*** EXTRACTED INFORMATION ***

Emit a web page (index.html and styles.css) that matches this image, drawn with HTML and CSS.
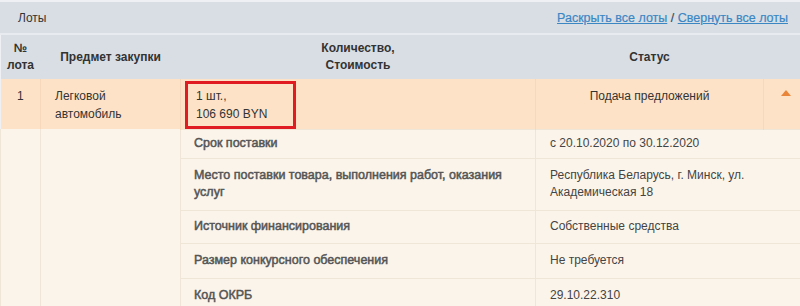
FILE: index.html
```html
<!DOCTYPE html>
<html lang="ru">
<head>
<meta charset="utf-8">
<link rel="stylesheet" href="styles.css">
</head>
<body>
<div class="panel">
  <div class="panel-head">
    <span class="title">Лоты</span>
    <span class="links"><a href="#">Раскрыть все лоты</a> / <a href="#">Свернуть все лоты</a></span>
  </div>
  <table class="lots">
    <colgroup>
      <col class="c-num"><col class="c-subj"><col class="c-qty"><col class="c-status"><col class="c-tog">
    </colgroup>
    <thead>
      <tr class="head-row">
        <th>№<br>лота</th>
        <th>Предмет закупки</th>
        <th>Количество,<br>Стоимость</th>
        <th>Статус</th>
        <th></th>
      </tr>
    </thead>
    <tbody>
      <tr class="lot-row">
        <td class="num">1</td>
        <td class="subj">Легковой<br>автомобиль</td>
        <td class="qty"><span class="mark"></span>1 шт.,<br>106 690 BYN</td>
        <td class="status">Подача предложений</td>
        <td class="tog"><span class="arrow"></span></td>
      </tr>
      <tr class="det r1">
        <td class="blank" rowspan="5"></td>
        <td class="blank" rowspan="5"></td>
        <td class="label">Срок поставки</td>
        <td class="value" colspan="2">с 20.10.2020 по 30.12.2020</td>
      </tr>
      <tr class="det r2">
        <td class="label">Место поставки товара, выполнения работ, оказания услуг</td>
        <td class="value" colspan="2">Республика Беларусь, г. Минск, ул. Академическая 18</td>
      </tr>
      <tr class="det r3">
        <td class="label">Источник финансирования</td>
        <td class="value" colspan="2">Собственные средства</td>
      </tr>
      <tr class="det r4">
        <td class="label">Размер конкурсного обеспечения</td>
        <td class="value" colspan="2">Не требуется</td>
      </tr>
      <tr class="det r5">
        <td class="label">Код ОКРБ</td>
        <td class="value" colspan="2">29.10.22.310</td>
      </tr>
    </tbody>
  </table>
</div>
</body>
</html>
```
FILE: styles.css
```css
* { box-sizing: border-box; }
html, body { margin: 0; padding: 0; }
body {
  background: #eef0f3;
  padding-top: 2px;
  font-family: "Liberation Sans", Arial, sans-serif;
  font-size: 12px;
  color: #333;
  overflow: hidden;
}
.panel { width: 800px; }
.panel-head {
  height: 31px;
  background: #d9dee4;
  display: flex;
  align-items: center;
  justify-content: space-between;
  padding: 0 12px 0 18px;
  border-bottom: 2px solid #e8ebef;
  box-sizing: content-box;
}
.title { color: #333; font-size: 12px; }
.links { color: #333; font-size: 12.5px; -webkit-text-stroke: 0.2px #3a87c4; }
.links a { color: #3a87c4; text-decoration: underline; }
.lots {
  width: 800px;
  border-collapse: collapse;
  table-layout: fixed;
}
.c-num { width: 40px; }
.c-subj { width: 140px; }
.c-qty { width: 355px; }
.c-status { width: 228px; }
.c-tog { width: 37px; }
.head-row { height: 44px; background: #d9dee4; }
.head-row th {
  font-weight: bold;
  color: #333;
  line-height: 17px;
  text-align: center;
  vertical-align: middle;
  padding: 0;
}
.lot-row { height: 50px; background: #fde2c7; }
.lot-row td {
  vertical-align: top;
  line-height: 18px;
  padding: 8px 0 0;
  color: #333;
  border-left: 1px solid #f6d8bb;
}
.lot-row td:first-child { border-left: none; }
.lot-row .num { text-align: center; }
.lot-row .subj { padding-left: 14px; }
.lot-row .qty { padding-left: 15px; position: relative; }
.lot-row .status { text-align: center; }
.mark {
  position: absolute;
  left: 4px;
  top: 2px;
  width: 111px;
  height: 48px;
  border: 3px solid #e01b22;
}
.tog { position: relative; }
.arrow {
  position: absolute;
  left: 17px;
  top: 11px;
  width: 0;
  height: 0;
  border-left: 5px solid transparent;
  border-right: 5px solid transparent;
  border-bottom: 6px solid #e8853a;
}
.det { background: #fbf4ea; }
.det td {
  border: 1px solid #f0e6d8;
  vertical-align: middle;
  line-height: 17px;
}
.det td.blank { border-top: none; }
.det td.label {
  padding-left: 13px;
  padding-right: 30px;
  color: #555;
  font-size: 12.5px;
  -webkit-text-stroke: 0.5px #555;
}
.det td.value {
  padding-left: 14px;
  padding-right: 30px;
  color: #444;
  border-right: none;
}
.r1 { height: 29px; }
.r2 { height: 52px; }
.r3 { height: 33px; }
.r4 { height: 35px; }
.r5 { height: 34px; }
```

***
*** EXTRACTED INFORMATION ***

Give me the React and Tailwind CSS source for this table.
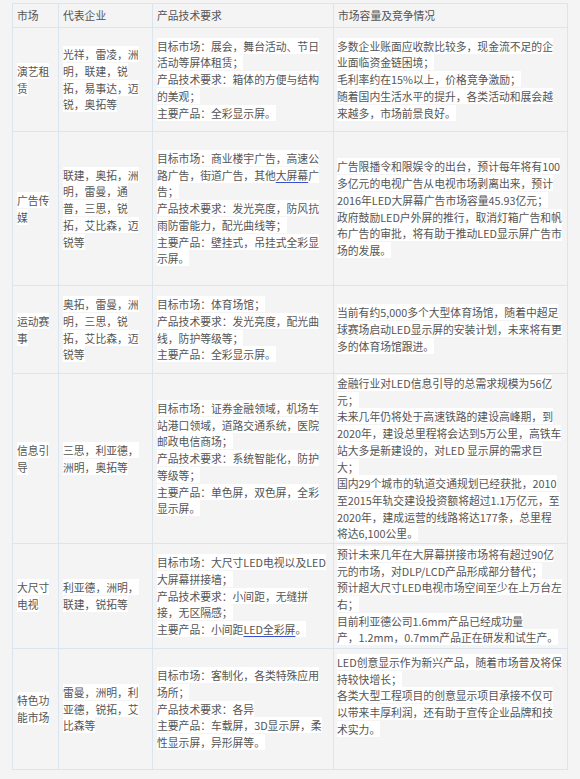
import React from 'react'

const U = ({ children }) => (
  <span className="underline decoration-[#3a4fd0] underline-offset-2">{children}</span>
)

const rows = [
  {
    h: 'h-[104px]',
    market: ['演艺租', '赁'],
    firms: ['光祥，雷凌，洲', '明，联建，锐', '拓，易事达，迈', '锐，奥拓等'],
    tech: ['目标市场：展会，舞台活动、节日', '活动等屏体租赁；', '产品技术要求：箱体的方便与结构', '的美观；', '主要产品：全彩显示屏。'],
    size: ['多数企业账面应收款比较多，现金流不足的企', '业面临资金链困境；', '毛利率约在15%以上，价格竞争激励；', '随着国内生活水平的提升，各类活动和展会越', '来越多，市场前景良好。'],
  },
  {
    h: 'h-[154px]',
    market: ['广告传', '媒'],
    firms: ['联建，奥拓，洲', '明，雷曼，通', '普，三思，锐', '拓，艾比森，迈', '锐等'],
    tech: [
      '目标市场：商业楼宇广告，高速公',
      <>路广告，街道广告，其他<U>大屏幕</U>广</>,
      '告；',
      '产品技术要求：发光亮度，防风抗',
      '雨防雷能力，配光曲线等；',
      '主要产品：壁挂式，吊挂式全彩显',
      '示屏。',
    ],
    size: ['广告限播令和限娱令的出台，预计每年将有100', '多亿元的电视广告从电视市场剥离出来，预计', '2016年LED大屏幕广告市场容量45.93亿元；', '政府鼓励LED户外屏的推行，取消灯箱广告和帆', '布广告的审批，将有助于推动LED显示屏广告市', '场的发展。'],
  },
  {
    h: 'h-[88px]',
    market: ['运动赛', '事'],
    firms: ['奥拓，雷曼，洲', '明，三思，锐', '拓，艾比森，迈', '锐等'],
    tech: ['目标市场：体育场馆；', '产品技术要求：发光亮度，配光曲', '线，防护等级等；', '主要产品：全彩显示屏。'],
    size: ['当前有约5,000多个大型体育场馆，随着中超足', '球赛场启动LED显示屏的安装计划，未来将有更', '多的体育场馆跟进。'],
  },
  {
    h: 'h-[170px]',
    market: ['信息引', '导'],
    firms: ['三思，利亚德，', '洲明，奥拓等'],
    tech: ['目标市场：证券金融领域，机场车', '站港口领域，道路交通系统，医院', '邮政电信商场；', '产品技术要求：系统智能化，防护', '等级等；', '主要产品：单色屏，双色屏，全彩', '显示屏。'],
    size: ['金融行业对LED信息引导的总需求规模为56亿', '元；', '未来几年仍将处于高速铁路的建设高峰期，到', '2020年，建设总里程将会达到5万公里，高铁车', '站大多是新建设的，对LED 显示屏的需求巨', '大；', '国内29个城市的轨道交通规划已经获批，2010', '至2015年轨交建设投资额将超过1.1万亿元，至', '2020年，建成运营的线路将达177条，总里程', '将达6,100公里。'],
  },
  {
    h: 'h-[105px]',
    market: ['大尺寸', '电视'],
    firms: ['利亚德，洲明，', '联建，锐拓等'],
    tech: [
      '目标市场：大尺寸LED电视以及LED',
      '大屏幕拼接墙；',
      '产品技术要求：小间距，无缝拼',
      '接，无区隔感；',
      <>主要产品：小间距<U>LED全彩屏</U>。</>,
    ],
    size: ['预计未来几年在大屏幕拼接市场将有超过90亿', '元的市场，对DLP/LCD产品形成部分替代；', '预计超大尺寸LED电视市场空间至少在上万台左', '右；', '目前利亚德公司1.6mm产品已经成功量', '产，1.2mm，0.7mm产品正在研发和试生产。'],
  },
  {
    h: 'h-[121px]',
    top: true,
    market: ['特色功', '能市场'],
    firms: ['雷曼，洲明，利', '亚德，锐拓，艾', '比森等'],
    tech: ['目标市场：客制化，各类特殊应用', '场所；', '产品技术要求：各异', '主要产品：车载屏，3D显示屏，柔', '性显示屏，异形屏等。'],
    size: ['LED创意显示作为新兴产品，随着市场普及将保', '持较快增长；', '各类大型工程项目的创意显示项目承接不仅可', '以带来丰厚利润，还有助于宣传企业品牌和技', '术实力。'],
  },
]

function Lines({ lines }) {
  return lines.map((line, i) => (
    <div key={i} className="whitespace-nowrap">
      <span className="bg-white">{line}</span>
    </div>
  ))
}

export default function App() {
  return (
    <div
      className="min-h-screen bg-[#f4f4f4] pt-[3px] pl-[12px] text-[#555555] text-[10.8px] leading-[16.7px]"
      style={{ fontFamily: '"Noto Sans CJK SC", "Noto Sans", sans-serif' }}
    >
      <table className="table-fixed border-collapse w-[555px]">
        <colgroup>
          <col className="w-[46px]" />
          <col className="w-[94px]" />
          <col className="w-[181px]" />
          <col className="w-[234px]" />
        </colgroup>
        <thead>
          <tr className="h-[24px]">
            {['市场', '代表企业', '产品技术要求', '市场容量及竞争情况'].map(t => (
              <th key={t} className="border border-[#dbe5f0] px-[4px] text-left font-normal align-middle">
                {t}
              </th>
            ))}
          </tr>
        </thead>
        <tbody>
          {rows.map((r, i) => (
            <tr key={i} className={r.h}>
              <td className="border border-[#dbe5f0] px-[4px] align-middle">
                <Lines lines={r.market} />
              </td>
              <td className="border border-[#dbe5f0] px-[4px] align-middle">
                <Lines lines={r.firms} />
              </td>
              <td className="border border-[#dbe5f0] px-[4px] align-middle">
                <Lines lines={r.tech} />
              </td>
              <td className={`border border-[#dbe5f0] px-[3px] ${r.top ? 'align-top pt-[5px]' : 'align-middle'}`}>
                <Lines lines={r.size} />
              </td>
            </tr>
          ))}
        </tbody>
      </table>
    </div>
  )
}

***
*** EXTRACTED INFORMATION ***

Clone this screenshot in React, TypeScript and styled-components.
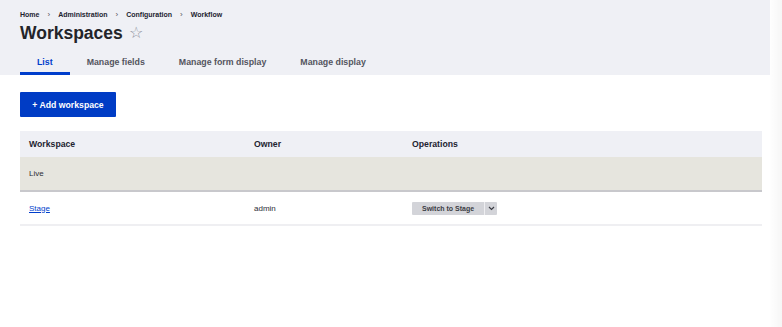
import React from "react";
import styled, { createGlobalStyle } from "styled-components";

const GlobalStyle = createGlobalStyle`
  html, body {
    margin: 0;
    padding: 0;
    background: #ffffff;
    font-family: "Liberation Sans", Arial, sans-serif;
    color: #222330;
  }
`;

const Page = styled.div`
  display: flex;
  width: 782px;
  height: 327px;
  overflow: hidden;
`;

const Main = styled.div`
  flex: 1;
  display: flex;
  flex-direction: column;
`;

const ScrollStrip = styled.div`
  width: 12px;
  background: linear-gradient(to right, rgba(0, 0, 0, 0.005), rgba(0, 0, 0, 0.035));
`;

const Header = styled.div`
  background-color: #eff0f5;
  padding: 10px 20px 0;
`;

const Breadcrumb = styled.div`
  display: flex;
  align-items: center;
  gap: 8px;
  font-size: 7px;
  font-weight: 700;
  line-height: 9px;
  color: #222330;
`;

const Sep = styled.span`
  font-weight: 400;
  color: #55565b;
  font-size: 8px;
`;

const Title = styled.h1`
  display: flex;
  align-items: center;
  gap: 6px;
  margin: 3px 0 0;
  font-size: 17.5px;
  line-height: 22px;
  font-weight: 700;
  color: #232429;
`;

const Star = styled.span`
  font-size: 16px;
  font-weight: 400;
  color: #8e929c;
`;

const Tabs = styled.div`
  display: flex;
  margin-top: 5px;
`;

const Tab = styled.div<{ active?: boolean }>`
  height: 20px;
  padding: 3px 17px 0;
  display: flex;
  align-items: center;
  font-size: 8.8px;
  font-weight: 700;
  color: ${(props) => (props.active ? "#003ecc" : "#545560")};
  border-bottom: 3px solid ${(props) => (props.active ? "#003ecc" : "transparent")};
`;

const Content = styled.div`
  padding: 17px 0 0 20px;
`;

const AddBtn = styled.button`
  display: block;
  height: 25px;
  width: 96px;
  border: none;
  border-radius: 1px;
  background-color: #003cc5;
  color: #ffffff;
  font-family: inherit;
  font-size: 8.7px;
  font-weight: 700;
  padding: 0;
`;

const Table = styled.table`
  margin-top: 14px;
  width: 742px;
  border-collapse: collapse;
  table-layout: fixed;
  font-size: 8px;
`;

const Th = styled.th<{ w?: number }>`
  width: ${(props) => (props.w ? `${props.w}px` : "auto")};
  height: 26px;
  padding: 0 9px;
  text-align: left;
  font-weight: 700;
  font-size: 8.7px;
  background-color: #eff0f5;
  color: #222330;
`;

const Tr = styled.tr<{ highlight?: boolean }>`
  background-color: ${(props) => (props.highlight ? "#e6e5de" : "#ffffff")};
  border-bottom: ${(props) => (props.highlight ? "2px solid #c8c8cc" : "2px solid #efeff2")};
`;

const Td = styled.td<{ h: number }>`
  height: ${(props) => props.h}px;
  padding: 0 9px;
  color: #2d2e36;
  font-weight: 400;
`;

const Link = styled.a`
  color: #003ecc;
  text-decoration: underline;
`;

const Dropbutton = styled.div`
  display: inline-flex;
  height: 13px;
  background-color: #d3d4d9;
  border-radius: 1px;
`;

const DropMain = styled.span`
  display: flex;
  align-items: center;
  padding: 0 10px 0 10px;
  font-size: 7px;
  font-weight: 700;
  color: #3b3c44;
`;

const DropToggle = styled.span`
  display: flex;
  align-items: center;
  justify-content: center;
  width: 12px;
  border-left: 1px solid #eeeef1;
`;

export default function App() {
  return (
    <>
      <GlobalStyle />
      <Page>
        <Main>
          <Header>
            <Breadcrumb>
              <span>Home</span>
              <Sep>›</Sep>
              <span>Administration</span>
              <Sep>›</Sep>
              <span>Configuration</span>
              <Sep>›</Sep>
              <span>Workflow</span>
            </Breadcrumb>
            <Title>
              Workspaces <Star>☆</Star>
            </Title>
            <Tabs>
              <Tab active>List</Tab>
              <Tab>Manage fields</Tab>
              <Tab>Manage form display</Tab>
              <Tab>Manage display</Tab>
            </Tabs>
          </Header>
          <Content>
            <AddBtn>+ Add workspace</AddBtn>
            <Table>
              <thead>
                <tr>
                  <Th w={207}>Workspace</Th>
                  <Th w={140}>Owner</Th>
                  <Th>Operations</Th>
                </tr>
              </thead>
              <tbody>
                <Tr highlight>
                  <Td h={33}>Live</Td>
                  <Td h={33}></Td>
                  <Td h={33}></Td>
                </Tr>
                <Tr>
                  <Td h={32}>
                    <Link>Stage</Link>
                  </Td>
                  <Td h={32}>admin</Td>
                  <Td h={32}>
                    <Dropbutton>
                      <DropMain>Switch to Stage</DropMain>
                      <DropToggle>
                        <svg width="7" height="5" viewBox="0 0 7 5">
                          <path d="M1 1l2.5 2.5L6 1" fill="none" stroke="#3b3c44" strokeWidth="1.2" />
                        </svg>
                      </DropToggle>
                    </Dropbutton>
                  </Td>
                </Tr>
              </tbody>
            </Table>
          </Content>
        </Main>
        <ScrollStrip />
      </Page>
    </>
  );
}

***

** WORK TO DO **
Make a list of all lines in the data that contain "components".

** CORRECT RESULT **
Clone this screenshot in React, TypeScript and styled-components.
import styled, { createGlobalStyle } from "styled-components";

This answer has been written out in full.